Ne edersin ki İsmail şeytan taşlamaktan futbola pek zaman ayıramadı. Taşlaya taşlaya bitiremedi.

Bunca olumsuzluğa rağmen Hacı İsmail Hoca tevazuu hiç elden bırakmadı. Belki ligi ikinci tamamladı ama istatistikler gerçek şampiyonun kendisi olduğunu gösteriyor:

Çünkü puan üstünlüğü, güzel oyun, psikolojik üstünlük ve fikstür üstünlüğü FB’den yanaydı. Astrolog Meral Hanım’ın kartları da İsmail’in şampiyonluğunu gösteriyordu ayrıca. Ama gel gör ki Meral Hanım’daki bu inanç, eski başkan Aziz Yıldırım’da yoktu. Ligin bitmesine iki hafta kala Mourinho'yu getirmeye kalktı.

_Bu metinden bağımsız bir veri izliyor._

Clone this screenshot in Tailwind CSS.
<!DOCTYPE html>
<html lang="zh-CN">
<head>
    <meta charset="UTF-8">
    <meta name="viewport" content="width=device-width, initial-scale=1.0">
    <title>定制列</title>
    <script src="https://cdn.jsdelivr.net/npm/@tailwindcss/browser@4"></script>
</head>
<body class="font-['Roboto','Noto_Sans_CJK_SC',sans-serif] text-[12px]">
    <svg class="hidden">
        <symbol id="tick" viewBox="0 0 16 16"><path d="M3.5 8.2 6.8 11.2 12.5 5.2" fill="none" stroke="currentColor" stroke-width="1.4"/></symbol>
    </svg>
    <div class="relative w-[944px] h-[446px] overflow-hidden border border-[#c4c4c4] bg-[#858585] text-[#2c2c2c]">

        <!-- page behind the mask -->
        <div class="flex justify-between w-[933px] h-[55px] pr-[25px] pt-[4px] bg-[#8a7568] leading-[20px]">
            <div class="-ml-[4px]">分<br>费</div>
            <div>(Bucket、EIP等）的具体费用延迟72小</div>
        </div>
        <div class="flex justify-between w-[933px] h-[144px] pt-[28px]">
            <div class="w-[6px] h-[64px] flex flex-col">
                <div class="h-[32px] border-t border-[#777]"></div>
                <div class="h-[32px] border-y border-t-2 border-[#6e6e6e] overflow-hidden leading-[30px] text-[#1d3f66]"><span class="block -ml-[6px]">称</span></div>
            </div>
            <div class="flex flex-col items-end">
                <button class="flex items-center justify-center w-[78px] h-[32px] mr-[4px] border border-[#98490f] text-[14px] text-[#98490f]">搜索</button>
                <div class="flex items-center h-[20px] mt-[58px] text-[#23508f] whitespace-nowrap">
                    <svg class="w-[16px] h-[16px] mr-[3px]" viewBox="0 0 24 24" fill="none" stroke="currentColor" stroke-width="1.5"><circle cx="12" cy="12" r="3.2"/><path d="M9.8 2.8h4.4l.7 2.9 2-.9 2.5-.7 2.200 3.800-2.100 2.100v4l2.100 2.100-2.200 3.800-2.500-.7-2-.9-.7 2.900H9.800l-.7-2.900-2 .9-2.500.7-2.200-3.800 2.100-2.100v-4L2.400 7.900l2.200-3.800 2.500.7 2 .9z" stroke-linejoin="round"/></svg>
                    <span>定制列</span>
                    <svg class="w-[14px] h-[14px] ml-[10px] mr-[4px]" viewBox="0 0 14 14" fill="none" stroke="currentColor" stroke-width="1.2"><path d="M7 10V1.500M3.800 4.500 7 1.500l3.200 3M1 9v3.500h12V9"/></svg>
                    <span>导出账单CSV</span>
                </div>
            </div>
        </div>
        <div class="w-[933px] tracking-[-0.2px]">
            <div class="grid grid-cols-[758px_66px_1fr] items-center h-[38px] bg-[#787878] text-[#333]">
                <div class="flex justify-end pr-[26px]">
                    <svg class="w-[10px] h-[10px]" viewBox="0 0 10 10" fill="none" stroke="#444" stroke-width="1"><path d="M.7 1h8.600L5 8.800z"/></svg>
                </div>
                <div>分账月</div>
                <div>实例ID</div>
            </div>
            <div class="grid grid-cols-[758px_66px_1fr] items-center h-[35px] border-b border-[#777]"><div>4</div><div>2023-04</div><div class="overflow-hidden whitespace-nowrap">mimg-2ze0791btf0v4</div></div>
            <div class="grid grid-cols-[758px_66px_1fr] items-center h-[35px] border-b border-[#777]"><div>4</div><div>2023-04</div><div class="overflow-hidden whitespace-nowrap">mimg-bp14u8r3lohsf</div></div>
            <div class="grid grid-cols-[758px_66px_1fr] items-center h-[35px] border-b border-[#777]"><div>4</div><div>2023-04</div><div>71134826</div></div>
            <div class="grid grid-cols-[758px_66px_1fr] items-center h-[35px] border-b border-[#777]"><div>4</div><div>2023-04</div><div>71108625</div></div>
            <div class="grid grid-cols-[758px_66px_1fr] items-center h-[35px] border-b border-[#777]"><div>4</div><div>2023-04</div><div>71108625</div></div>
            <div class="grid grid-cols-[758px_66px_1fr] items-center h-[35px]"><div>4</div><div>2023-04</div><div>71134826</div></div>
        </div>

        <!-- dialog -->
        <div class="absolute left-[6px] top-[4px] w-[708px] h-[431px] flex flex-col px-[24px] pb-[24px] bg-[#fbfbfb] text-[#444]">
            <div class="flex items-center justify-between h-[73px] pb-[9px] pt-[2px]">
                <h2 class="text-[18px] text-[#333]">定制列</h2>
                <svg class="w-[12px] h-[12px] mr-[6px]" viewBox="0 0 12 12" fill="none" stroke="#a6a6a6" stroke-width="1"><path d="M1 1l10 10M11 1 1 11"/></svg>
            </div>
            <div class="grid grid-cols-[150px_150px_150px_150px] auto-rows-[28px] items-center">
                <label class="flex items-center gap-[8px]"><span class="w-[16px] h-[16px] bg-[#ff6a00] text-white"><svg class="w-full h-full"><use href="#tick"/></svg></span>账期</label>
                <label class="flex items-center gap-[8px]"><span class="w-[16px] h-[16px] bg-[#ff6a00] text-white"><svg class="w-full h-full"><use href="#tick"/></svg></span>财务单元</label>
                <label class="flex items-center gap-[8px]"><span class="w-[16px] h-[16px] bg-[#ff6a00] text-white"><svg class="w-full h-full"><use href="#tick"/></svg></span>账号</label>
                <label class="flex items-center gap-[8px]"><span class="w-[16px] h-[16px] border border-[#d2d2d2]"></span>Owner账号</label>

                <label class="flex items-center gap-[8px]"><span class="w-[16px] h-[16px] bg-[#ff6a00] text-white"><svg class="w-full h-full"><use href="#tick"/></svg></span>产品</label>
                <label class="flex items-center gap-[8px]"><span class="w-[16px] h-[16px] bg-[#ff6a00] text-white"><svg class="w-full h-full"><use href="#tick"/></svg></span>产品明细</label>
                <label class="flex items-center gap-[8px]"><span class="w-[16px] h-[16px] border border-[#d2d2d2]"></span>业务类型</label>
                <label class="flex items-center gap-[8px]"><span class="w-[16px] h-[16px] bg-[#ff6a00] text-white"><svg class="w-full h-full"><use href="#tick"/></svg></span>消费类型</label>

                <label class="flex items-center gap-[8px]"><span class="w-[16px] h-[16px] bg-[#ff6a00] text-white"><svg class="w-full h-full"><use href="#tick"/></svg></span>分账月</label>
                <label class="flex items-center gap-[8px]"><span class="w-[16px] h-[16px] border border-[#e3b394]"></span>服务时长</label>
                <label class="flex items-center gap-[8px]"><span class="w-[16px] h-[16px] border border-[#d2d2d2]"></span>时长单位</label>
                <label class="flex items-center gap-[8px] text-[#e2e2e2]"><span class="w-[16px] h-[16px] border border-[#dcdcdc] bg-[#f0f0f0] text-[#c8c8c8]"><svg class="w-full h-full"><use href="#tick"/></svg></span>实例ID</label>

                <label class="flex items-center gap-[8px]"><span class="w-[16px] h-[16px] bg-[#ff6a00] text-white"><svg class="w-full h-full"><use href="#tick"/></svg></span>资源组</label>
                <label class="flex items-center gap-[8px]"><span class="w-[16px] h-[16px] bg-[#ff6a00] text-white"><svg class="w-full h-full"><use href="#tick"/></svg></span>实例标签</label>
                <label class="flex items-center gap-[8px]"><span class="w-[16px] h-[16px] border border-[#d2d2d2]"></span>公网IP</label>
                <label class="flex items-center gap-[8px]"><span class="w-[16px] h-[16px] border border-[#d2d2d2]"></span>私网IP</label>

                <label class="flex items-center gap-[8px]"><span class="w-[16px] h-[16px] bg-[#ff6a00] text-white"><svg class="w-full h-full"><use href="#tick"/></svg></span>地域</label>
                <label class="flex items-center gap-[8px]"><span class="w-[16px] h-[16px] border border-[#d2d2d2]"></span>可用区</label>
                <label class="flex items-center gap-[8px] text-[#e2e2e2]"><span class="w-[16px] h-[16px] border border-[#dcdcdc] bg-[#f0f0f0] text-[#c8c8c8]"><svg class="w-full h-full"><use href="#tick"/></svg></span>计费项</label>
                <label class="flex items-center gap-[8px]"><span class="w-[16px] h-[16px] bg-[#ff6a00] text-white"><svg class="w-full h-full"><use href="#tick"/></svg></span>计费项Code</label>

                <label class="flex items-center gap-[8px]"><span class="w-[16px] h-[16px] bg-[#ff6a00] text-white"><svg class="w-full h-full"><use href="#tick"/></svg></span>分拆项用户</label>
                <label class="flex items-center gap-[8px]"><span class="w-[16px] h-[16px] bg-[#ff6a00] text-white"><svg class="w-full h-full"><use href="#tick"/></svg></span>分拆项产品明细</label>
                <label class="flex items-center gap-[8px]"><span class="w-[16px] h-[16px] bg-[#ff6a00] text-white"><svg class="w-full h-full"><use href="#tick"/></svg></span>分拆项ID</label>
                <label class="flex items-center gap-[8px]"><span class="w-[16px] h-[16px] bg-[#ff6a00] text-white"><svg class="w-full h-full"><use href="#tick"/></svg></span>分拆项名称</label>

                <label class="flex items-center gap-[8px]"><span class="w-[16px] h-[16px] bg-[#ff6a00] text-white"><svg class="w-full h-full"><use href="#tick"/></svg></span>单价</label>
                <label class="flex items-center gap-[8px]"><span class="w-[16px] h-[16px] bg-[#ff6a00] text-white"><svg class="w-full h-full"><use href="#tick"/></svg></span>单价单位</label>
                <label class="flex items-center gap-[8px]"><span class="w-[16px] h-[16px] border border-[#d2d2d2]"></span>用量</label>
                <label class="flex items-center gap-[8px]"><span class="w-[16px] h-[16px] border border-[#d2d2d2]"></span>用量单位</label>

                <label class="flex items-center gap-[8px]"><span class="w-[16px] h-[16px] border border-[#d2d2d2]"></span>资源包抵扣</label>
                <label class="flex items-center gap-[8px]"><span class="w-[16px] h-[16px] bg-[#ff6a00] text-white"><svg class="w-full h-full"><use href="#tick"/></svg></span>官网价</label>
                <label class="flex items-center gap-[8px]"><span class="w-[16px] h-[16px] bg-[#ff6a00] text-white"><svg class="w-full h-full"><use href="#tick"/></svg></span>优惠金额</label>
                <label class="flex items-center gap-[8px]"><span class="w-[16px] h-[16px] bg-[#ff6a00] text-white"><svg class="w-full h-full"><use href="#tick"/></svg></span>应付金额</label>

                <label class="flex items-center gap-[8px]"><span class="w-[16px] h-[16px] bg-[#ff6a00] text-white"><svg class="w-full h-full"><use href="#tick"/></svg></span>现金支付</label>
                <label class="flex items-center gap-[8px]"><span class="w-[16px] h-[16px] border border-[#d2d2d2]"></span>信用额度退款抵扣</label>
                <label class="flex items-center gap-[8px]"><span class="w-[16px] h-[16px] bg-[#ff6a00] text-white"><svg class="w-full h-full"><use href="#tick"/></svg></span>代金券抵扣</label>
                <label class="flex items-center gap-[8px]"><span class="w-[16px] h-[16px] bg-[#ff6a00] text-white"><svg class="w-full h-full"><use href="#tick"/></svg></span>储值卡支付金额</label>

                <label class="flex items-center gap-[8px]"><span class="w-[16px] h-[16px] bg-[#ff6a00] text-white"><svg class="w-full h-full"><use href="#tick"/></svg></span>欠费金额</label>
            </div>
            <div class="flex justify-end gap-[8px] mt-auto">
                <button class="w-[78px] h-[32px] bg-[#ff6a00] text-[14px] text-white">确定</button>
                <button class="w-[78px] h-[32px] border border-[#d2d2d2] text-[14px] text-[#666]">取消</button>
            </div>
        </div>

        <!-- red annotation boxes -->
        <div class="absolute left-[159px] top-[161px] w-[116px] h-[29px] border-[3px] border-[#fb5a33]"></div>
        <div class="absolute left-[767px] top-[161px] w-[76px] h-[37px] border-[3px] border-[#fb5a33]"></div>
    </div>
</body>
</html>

Üstelik şampiyonluğun en büyük adayı ezeli rakibini, güzel bir oyunla, sahasında bir eksikle evire, çevire yenerek gerçek şampiyonluğun kim olduğunu cümle aleme göstermişti. Hem hırsızlara hem şerefsizlere rağmen üstelik.

Rakipleri, Hatayspor’a yenilmiş ama kendileri yenilmemişti. Trabzonspor’u ve BJK’yi deplasmanda yenmişlerdi.

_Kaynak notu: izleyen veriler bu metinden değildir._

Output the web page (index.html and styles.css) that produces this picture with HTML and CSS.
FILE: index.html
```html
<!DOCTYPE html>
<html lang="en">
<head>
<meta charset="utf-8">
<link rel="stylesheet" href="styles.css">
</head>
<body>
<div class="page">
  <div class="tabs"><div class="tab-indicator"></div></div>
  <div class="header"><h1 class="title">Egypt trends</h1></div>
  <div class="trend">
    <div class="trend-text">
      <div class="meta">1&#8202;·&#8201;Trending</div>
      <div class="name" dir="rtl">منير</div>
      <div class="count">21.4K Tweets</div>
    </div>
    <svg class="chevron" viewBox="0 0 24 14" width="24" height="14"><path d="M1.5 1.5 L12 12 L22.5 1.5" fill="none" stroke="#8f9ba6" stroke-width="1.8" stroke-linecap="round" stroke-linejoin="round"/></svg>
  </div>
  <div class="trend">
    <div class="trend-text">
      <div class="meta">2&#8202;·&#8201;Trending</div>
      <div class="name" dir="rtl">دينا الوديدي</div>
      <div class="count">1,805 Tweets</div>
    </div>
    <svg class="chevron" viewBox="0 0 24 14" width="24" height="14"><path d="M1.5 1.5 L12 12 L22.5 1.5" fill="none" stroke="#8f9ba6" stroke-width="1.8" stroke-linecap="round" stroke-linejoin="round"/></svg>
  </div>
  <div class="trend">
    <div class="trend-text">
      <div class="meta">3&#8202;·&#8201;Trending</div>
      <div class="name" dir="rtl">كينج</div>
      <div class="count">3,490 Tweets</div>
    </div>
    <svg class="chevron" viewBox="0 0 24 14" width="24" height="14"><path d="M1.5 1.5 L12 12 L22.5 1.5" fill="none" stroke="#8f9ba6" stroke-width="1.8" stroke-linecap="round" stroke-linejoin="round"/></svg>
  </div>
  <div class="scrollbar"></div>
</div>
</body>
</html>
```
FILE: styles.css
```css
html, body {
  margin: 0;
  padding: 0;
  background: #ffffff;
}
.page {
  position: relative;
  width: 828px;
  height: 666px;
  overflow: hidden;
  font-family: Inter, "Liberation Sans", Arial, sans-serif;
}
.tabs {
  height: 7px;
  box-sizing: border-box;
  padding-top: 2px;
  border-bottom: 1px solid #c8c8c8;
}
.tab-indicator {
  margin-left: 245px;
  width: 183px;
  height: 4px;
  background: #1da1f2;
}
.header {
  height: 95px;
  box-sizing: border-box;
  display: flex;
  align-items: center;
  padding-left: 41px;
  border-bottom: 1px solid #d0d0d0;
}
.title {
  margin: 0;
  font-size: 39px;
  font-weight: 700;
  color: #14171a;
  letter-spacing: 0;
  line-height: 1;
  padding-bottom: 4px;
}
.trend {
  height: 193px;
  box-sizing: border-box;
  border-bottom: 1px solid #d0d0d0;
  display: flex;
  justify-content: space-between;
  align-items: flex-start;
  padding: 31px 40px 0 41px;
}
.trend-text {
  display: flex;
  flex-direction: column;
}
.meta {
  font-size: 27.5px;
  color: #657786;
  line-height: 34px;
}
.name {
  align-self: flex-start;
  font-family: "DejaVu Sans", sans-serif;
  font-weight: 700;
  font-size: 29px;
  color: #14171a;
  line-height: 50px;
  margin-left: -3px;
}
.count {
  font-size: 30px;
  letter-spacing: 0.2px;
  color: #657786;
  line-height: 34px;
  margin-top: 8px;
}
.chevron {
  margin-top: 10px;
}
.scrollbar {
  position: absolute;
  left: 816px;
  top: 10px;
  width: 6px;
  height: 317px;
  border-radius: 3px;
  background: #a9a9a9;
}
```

Buna rağmen mevcut Başkanı “Ben bu kulübün başında olduğum müddetçe FB’yi şampiyon yapmazlar” diyerek İsmail’in önüne taş koydu. Eski Başkan kendisine hiç inanmadı ve kazanırsa teknik direktör arayışına gireceğini açıkladı.

Attığı gollerden sonra asker selamıyla ün yapmış eski futbolcuları Bülent, Sivas’ta kendilerine takoz oldu.

Ne olursan gel diyen Konya sağ gösterip sol vurdu. Halbuki Konya’nın hamisi ezeli ve ebedi hasımları Trabzon vardı. Ne diye kendilerine takoz oldu, anlaşılır gibi değil.

Hasılı içte ve dışta başka güçlerle uğraştı İsmail. Buna rağmen 99 puanı 99 golle süslemeyi bildi. Bu kadar puan ve golü bularak lig tarihine geçti. Kırılmadık rekor bırakmadı. Gel gör ki şampiyon yapmadılar.

Bu durumda şerefli ikincilik ve gönüllerin şampiyonluğu kalıyor İsmail’e. Önemli olan da bu değil mi?

Hasılı İsmail daha ne yapacaktı? Bence İsmail’i birileri emellerine alet ederek onu kurban seçti.